This week’s Herald reported the plight of an Ōrewa family hit with a 72% rates hike – more than $10,000 a year. The jump arises from rezoning, with new subdivisions now creeping up to their boundary. Yet Watercare has decreed the wastewater connection will not arrive until 2031 – leaving the land stranded and unsaleable.
The story reminds us why New Zealand’s housing is among the least affordable in the world – and why successive governments’ attempts to fix it have failed.
Restrictive planning laws play a part. But at its heart, the problem is the way local infrastructure is funded – and the anti-growth incentives councils face.
With population growth, central government’s tax take rises instantly. More people means more income tax, GST and company tax. Little wonder successive governments have favoured high immigration – it helps balance the Crown’s books.
Councils, however, get nothing in real time from population growth. Yet they bear the brunt of the costs. New subdivisions require roads, public transport, parks – and, critically, water pipes – all funded by council (and council-owned organisations like Watercare) through rates or borrowings.

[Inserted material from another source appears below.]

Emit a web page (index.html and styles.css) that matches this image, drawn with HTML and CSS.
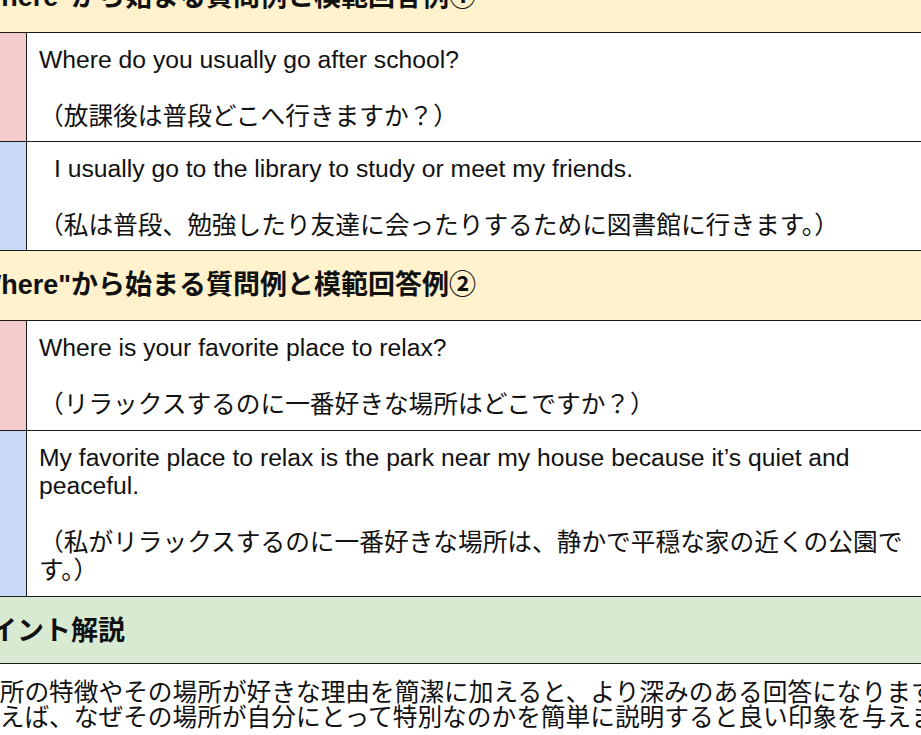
FILE: index.html
```html
<!DOCTYPE html>
<html lang="ja">
<head>
<meta charset="utf-8">
<title>Where 質問例</title>
<link rel="stylesheet" href="styles.css">
</head>
<body>
<div class="page">
<table class="qa">
  <colgroup><col class="c-label"><col class="c-body"></colgroup>
  <tr><td class="head yellow" colspan="2">"Where"から始まる質問例と模範回答例①</td></tr>
  <tr>
    <td class="label q">Q</td>
    <td class="body">
      <p>Where do you usually go after school?</p>
      <p class="blank">&nbsp;</p>
      <p>（放課後は普段どこへ行きますか？）</p>
    </td>
  </tr>
  <tr>
    <td class="label a">A</td>
    <td class="body">
      <p class="indent">I usually go to the library to study or meet my friends.</p>
      <p class="blank">&nbsp;</p>
      <p>（私は普段、勉強したり友達に会ったりするために図書館に行きます。）</p>
    </td>
  </tr>
  <tr><td class="head yellow" colspan="2">"Where"から始まる質問例と模範回答例②</td></tr>
  <tr>
    <td class="label q">Q</td>
    <td class="body">
      <p>Where is your favorite place to relax?</p>
      <p class="blank">&nbsp;</p>
      <p>（リラックスするのに一番好きな場所はどこですか？）</p>
    </td>
  </tr>
  <tr>
    <td class="label a">A</td>
    <td class="body">
      <p>My favorite place to relax is the park near my house because it’s quiet and peaceful.</p>
      <p class="blank">&nbsp;</p>
      <p>（私がリラックスするのに一番好きな場所は、静かで平穏な家の近くの公園です。）</p>
    </td>
  </tr>
  <tr><td class="head green" colspan="2">ポイント解説</td></tr>
  <tr>
    <td class="note" colspan="2">
      <p>場所の特徴やその場所が好きな理由を簡潔に加えると、より深みのある回答になります。</p>
      <p>例えば、なぜその場所が自分にとって特別なのかを簡単に説明すると良い印象を与えます。</p>
    </td>
  </tr>
</table>
</div>
</body>
</html>
```
FILE: styles.css
```css
html, body {
  margin: 0;
  padding: 0;
  background: #ffffff;
}
body {
  width: 921px;
  height: 735px;
  overflow: hidden;
  font-family: "Liberation Sans", "Noto Sans CJK JP", sans-serif;
  color: #111111;
}
.page {
  margin: -38px 0 0 -38px;
  width: 974px;
}
.qa {
  width: 974px;
  border-collapse: collapse;
  table-layout: fixed;
}
.c-label { width: 64px; }
.qa td {
  border: 1px solid #1a1a1a;
  vertical-align: top;
}
.head {
  font-size: 27px;
  font-weight: bold;
  line-height: 36px;
  padding: 16px 12px 17px 0;
  white-space: nowrap;
}
.yellow { background: #fff2cc; }
.green {
  background: #d9ead3;
  padding-bottom: 14px;
}
.label {
  font-size: 24.7px;
  font-weight: bold;
  text-align: center;
  vertical-align: middle !important;
  padding: 0 9px 0 0;
}
.label.q { background: #f4cccc; }
.label.a { background: #c9daf8; }
.body {
  font-size: 24.7px;
  line-height: 28.4px;
  padding: 13px 12px 10px;
}
.body p, .note p {
  margin: 0;
}
.indent { padding-left: 15px; }
.note {
  font-size: 24.7px;
  line-height: 25px;
  padding: 16px 12px 10px;
  white-space: nowrap;
  border-right: none !important;
}
```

But ratepayers do not want rate hikes, and growing councils bump up against debt limits. That creates every incentive to delay, down-spec or block growth – especially when the benefits of new ratepayers arrive years later.
Since July, Watercare has been separated from Auckland Council’s balance sheet, removing borrowing as a constraint on Watercare’s growth. But the new framework still bears little resemblance to a profit-driven utility.
Unlike Auckland’s privatised electricity distributor Vector, Watercare is prohibited from paying a dividend to its shareholder, Auckland Council. In contrast, Vector is incentivised to connect new homes because its shareholders require it to maximise profits – meaning it must strive to meet demand.
The Ōrewa case fits a broader pattern where incentives dull the commercial drive to meet demand for new infrastructure. Without shareholder pressure to pay a dividend, Watercare has little incentive to meet demand quickly. The outcome is Soviet-style rationing.
With the right incentives, we would see less rationing and more of Watercare's pipes turning up when needed. If Watercare could pay a dividend, Council would champion growth, rather than lose sleep over it.
Until we change how we fund and finance local infrastructure, stories like the Ōrewa family’s will keep repeating. Land will be zoned for housing but locked up by infrastructure bottlenecks.
The lesson is simple: if you want affordable houses, make growth pay.